Oh boy, here were go again with blaming Walker and ALEC, the most evil incarnations of the devil we can find!
David, did you bother to check when those auto plants and paper mills closed? It’s clearly ALEC’s fault that people are using those trendy “computer” things instead of good old fashion pen and paper. Maybe it is ALEC’s fault that auto plants are moving to states with friendly right to work laws. Hm… maybe Wisconsin should get on board with that.
Anyway, BT… really interested to see your part 2. As I’ve long felt, legislation plays a much smaller role in the economy than psychology. I feel the negatives of the political turmoil itself outweigh any effect Walker could have on the state’s economy.
BT, forgot to ask… can you speak to the WI as % of GDP for neighbors and the US prior to 2009? If Wisconsin’s conservative approach lessons the effects of boom and bust periods, I’d imagine 2009 be a high water mark at % of GDP… and thus your graph can be misleading.

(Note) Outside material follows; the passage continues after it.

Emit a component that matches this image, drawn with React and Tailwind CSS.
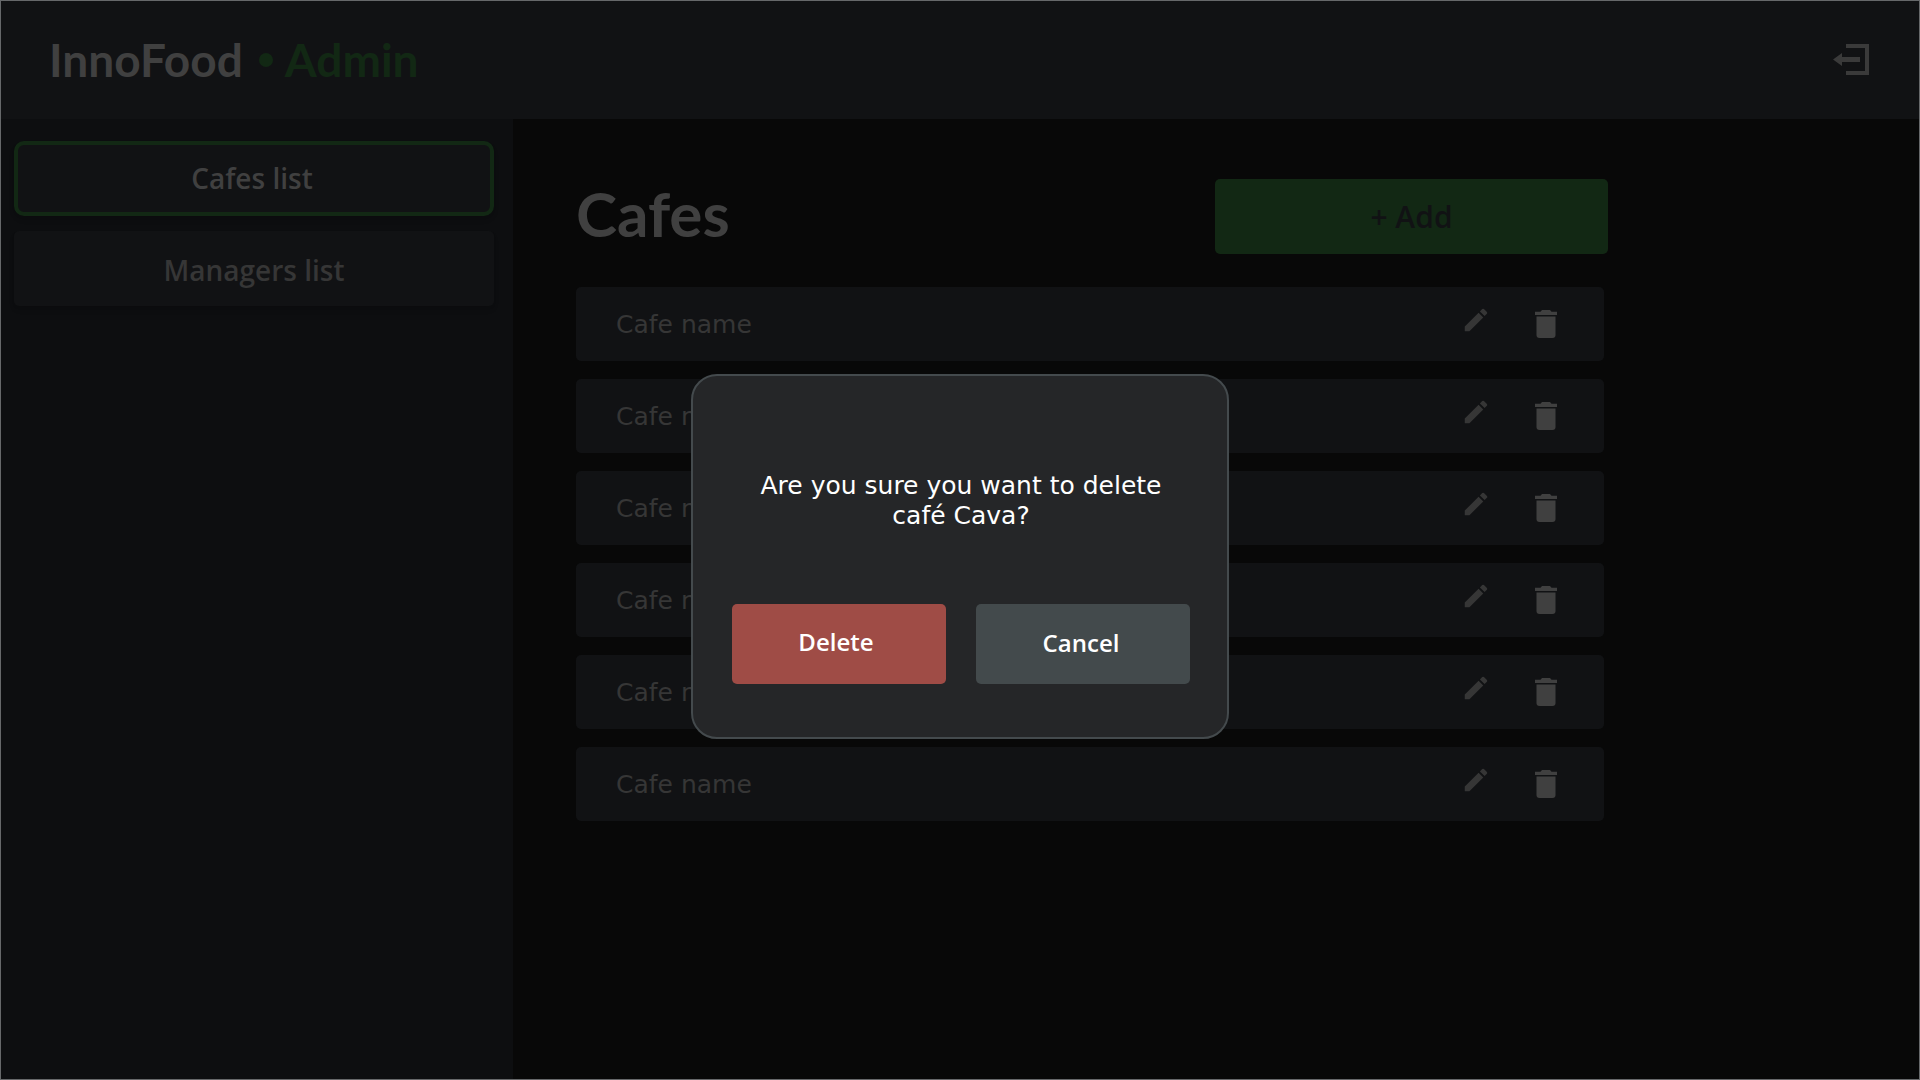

Also, in your jobs vs establishments… I hardly think 4 sample states makes for a sound statistical argument.
I love the Walker Cultists, no matter how much evidence derived from data, they remain blind to the facts.
Remember Walker said a year ago that Syria was effecting the state economy and and now that his use of ACT10 will help defeat ISIS like Reagan’s aircraft controller firings defeated the Soviet Union.
What a great skill to countorsion your mind to stick to a belief.
It’s clearly ALEC’s fault that people are using those trendy “computer” things instead of good old fashion pen and paper.
Yes, those newfangled computers really started to catch on in 2011-12. Gov. Walker must have been blindsided by the rapidity of the changeover.